Tout son corps d’armée allait périr de famine, lorsqu’après des efforts inouïs, il opéra sa jonction avec le détachement du général Freytag, qui apportait des vivres et le salut.

Aussi commença-t-il son rapport par ces mots :

Les ordres de Votre Majesté ont été exécutés.

Puis venait la liste des désastres arrivés en exécutant ces ordres.

C’était surtout de la colonie française que le comte Woronzoff était adoré.

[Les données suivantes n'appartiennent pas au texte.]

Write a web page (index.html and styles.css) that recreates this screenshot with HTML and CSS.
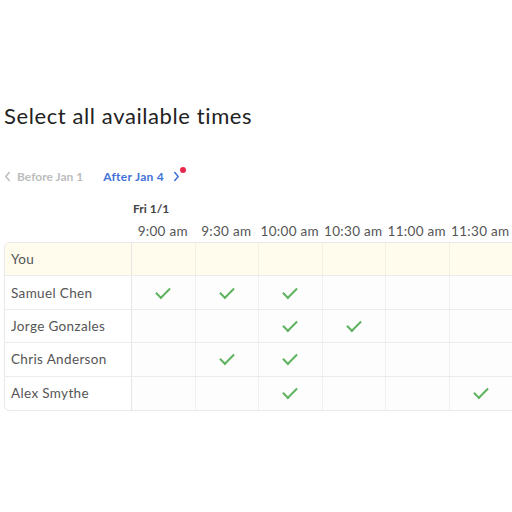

Il savait le nom, il connaissait la profession de tous nos compatriotes, et jamais il n’en rencontrait un seul sans l’arrêter et lui demander, avec un accent d’intérêt qui allait au cœur du pauvre exilé, des nouvelles de ses affaires et de sa famille.

Aussi, comme nous l’avons dit, le nom de comte Woronzoff est-il au Caucase dans toutes les bouches.

J’ai été trop bien reçu par le prince Bariatinsky pour entreprendre de faire son éloge, ou même de dire sur lui la simple vérité ; on croirait que je veux essayer de m’acquitter envers lui, tandis qu’au contraire je tiens à lui être reconnaissant.